Saturday, 25 April 2009

Fountains, lights and garbage

What is not much fun is that the pound is so low right now. On top of that, the local currency (manat) is suspiciosly high and stable.

My trip to Baku therefore, is turning out a lot more expensive than ever. I used to come here and feel rich. But the combination of the pound falling off its pedestal, coped with manat staying high is deadly. I even did something today that I had not done in this country for about 15 years- took a bus.

I got inside the crowded vehicle, and stood there, balancing bravely, as the vehicle bounced its way through uneven roads. An older Azeri lady sitting on the seat just below, asked me in Russian if I would like her to hold my handbag for me. And I thought- that is just so Baku. It is something I could never imagine anyone ask me back in London. I would love to try it on the tube one day, just to see the reaction. But here, it was a genuine gesture- an offer of help.

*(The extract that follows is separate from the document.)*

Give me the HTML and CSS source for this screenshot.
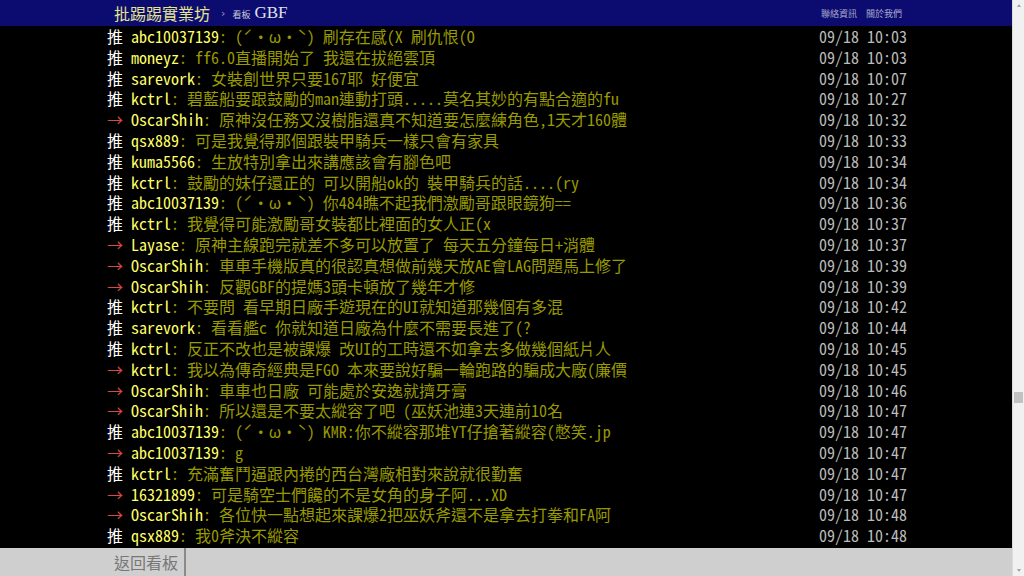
FILE: index.html
```html
<!doctype html>
<html lang="zh-Hant">
  <head>
    <meta charset="UTF-8" />
    <meta name="viewport" content="width=device-width, initial-scale=1.0" />
    <title>[閒聊] GBF - 看板 GBF - 批踢踢實業坊</title>
    <link rel="stylesheet" href="styles.css">
  </head>
  <body>
    <div class="window">
      <div class="page">
        <div class="topbar">
          <div class="topbar-inner">
            <a class="logo">批踢踢實業坊</a>
            <span class="sep">›</span>
            <a class="board"><span class="board-label">看板</span>GBF</a>
            <div class="right">
              <a>聯絡資訊</a>
              <a>關於我們</a>
            </div>
          </div>
        </div>

        <div class="main">
          <div class="bbs-screen">
            <div class="push"><span class="push-tag">推 </span><span class="push-userid">abc10037139</span><span class="push-content">: (ˊ・ω・ˋ) 刷存在感(X 刷仇恨(O</span><span class="push-ipdatetime">09/18 10:03</span></div>
            <div class="push"><span class="push-tag">推 </span><span class="push-userid">moneyz</span><span class="push-content">: ff6.0直播開始了 我還在拔絕雲頂</span><span class="push-ipdatetime">09/18 10:03</span></div>
            <div class="push"><span class="push-tag">推 </span><span class="push-userid">sarevork</span><span class="push-content">: 女裝創世界只要167耶 好便宜</span><span class="push-ipdatetime">09/18 10:07</span></div>
            <div class="push"><span class="push-tag">推 </span><span class="push-userid">kctrl</span><span class="push-content">: 碧藍船要跟鼓勵的man連動打頭.....莫名其妙的有點合適的fu</span><span class="push-ipdatetime">09/18 10:27</span></div>
            <div class="push"><span class="push-tag arrow">→ </span><span class="push-userid">OscarShih</span><span class="push-content">: 原神沒任務又沒樹脂還真不知道要怎麼練角色,1天才160體</span><span class="push-ipdatetime">09/18 10:32</span></div>
            <div class="push"><span class="push-tag">推 </span><span class="push-userid">qsx889</span><span class="push-content">: 可是我覺得那個跟裝甲騎兵一樣只會有家具</span><span class="push-ipdatetime">09/18 10:33</span></div>
            <div class="push"><span class="push-tag">推 </span><span class="push-userid">kuma5566</span><span class="push-content">: 生放特別拿出來講應該會有腳色吧</span><span class="push-ipdatetime">09/18 10:34</span></div>
            <div class="push"><span class="push-tag">推 </span><span class="push-userid">kctrl</span><span class="push-content">: 鼓勵的妹仔還正的 可以開船ok的 裝甲騎兵的話....(ry</span><span class="push-ipdatetime">09/18 10:34</span></div>
            <div class="push"><span class="push-tag">推 </span><span class="push-userid">abc10037139</span><span class="push-content">: (ˊ・ω・ˋ) 你484瞧不起我們激勵哥跟眼鏡狗==</span><span class="push-ipdatetime">09/18 10:36</span></div>
            <div class="push"><span class="push-tag">推 </span><span class="push-userid">kctrl</span><span class="push-content">: 我覺得可能激勵哥女裝都比裡面的女人正(x</span><span class="push-ipdatetime">09/18 10:37</span></div>
            <div class="push"><span class="push-tag arrow">→ </span><span class="push-userid">Layase</span><span class="push-content">: 原神主線跑完就差不多可以放置了 每天五分鐘每日+消體</span><span class="push-ipdatetime">09/18 10:37</span></div>
            <div class="push"><span class="push-tag arrow">→ </span><span class="push-userid">OscarShih</span><span class="push-content">: 車車手機版真的很認真想做前幾天放AE會LAG問題馬上修了</span><span class="push-ipdatetime">09/18 10:39</span></div>
            <div class="push"><span class="push-tag arrow">→ </span><span class="push-userid">OscarShih</span><span class="push-content">: 反觀GBF的提媽3頭卡頓放了幾年才修</span><span class="push-ipdatetime">09/18 10:39</span></div>
            <div class="push"><span class="push-tag">推 </span><span class="push-userid">kctrl</span><span class="push-content">: 不要問 看早期日廠手遊現在的UI就知道那幾個有多混</span><span class="push-ipdatetime">09/18 10:42</span></div>
            <div class="push"><span class="push-tag">推 </span><span class="push-userid">sarevork</span><span class="push-content">: 看看艦c 你就知道日廠為什麼不需要長進了(?</span><span class="push-ipdatetime">09/18 10:44</span></div>
            <div class="push"><span class="push-tag">推 </span><span class="push-userid">kctrl</span><span class="push-content">: 反正不改也是被課爆 改UI的工時還不如拿去多做幾個紙片人</span><span class="push-ipdatetime">09/18 10:45</span></div>
            <div class="push"><span class="push-tag arrow">→ </span><span class="push-userid">kctrl</span><span class="push-content">: 我以為傳奇經典是FGO 本來要說好騙一輪跑路的騙成大廠(廉價</span><span class="push-ipdatetime">09/18 10:45</span></div>
            <div class="push"><span class="push-tag arrow">→ </span><span class="push-userid">OscarShih</span><span class="push-content">: 車車也日廠 可能處於安逸就擠牙膏</span><span class="push-ipdatetime">09/18 10:46</span></div>
            <div class="push"><span class="push-tag arrow">→ </span><span class="push-userid">OscarShih</span><span class="push-content">: 所以還是不要太縱容了吧 (巫妖池連3天連前10名</span><span class="push-ipdatetime">09/18 10:47</span></div>
            <div class="push"><span class="push-tag">推 </span><span class="push-userid">abc10037139</span><span class="push-content">: (ˊ・ω・ˋ) KMR:你不縱容那堆YT仔搶著縱容(憋笑.jp</span><span class="push-ipdatetime">09/18 10:47</span></div>
            <div class="push"><span class="push-tag arrow">→ </span><span class="push-userid">abc10037139</span><span class="push-content">: g</span><span class="push-ipdatetime">09/18 10:47</span></div>
            <div class="push"><span class="push-tag">推 </span><span class="push-userid">kctrl</span><span class="push-content">: 充滿奮鬥逼跟內捲的西台灣廠相對來說就很勤奮</span><span class="push-ipdatetime">09/18 10:47</span></div>
            <div class="push"><span class="push-tag arrow">→ </span><span class="push-userid">16321899</span><span class="push-content">: 可是騎空士們饞的不是女角的身子阿...XD</span><span class="push-ipdatetime">09/18 10:47</span></div>
            <div class="push"><span class="push-tag arrow">→ </span><span class="push-userid">OscarShih</span><span class="push-content">: 各位快一點想起來課爆2把巫妖斧還不是拿去打拳和FA阿</span><span class="push-ipdatetime">09/18 10:48</span></div>
            <div class="push"><span class="push-tag">推 </span><span class="push-userid">qsx889</span><span class="push-content">: 我0斧決不縱容</span><span class="push-ipdatetime">09/18 10:48</span></div>
          </div>
        </div>

        <div class="navigation">
          <div class="navigation-inner">
            <a class="btn-back">返回看板</a>
          </div>
        </div>
      </div>

      <!-- 捲軸 -->
      <div class="scrollbar">
        <div class="scroll-btn"><span class="arrow-up"></span></div>
        <div class="scroll-track"><div class="scroll-thumb"></div></div>
        <div class="scroll-btn"><span class="arrow-down"></span></div>
      </div>
    </div>
  </body>
</html>
```

FILE: styles.css
```css
html,
body {
  margin: 0;
  height: 100%;
  overflow: hidden;
  background: #000;
}

body {
  font-family: "Noto Sans Mono CJK TC", "Noto Sans CJK TC", monospace;
  color: #bbb;
}

a {
  text-decoration: none;
}

.window {
  display: flex;
  height: 576px;
}

.page {
  flex: 1;
  min-width: 0;
  display: flex;
  flex-direction: column;
}

/* 上方選單 */
.topbar {
  height: 26px;
  flex-shrink: 0;
  background-color: #0c0c70;
}

.topbar-inner {
  width: 800px;
  height: 100%;
  margin: 0 auto;
  padding: 0 4px 0 8px;
  box-sizing: border-box;
  display: flex;
  align-items: center;
}

.logo {
  font-family: "Noto Sans CJK TC", sans-serif;
  font-size: 16px;
  color: #e4e48c;
  line-height: 26px;
}

.sep {
  font-family: "DejaVu Sans", sans-serif;
  font-size: 11px;
  color: #9a9ab8;
  margin: 0 7px 0 11px;
}

.board {
  font-family: "Liberation Serif", serif;
  font-size: 17px;
  color: #e0e0e8;
}

.board-label {
  font-family: "Noto Sans CJK TC", sans-serif;
  font-size: 9px;
  color: #c8c8d8;
  margin-right: 4px;
}

.right {
  margin-left: auto;
  display: flex;
  gap: 9px;
}

.right a {
  font-family: "Noto Sans CJK TC", sans-serif;
  font-size: 9px;
  color: #a8a8cc;
}

/* 推文 */
.main {
  flex: 1;
  overflow: hidden;
}

.bbs-screen {
  width: 800px;
  margin: 0 auto;
  padding-left: 2px;
}

.push {
  font-size: 16px;
  height: 20.8px;
  line-height: 20.8px;
  white-space: pre;
}

.push-tag {
  color: #fff;
}

.push-tag.arrow {
  color: #d84848;
}

.push-userid {
  color: #ff6;
}

.push-content {
  color: #990;
}

.push-ipdatetime {
  float: right;
  color: #bbb;
}

/* 下方按鈕列 */
.navigation {
  height: 28px;
  flex-shrink: 0;
  background: #cfcfcf;
}

.navigation-inner {
  width: 800px;
  height: 100%;
  margin: 0 auto;
  padding-left: 2px;
  display: flex;
}

.btn-back {
  font-family: "Noto Sans CJK TC", sans-serif;
  font-size: 16px;
  line-height: 28px;
  color: #777;
  padding: 0 6px 0 7px;
  border-right: 2px solid #8a8a8a;
}

/* 捲軸 */
.scrollbar {
  width: 11px;
  border-left: 1px solid #dcdcdc;
  background: #f1f1f1;
  display: flex;
  flex-direction: column;
}

.scroll-btn {
  height: 11px;
  display: flex;
  justify-content: center;
  align-items: center;
}

.arrow-up,
.arrow-down {
  width: 0;
  height: 0;
  border-left: 2.5px solid transparent;
  border-right: 2.5px solid transparent;
}

.arrow-up {
  border-bottom: 3px solid #a3a3a3;
}

.arrow-down {
  border-top: 3px solid #a3a3a3;
}

.scroll-track {
  flex: 1;
  padding: 0 1px;
}

.scroll-thumb {
  height: 11px;
  margin-top: 381px;
  background: #c1c1c1;
}
```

It is impossible for me to be here again, after 2 years, and not talk about all the changes. But it also is impossible to describe in one posting, everything that is going through my head as I look around. I guess, I could summarize it in one word- contrast.
The contrast is overwhelming, and is everywhere. Between the rich and the poor. Between the polished up front streets with their lit up and cleaned up buildings, and the back yards- filthy with garbage, flying plastic bags, and holes in roads. Millions of pounds worth of cars- a selection more impressive than anywhere I have seen before, and the old-fashioned buses, packed with the poor.

The locals complain that the construction dust penetrates their lungs. They complain about the works all over the city, new buildings, the polishing of the old ones, and everything else. But I have to admit, I personally kind of like the new look. It looks beautiful. Parks with fountains that light up at nights, new (and expensive looking) benches everywhere...But of course, there is a sad element to it all. I miss the old Baku I knew as a child. And as all the buildings and streets get a face lift, I miss the history and the character of the old stones. But I am just getting too sentimental.

And yet, there are things that remained the same. The massage I had today was still as brutal as I remember them being. And the chushkas still blow their noses in their fingers and flick the result off on pavements. There still is no notion of the personal space or queuing in shops.
And there are still nice ladies who will offer to hold my bag. And the youngsters will always get up so my child could take their seat on a bus. New facade. Old Baku. It is fun to be back.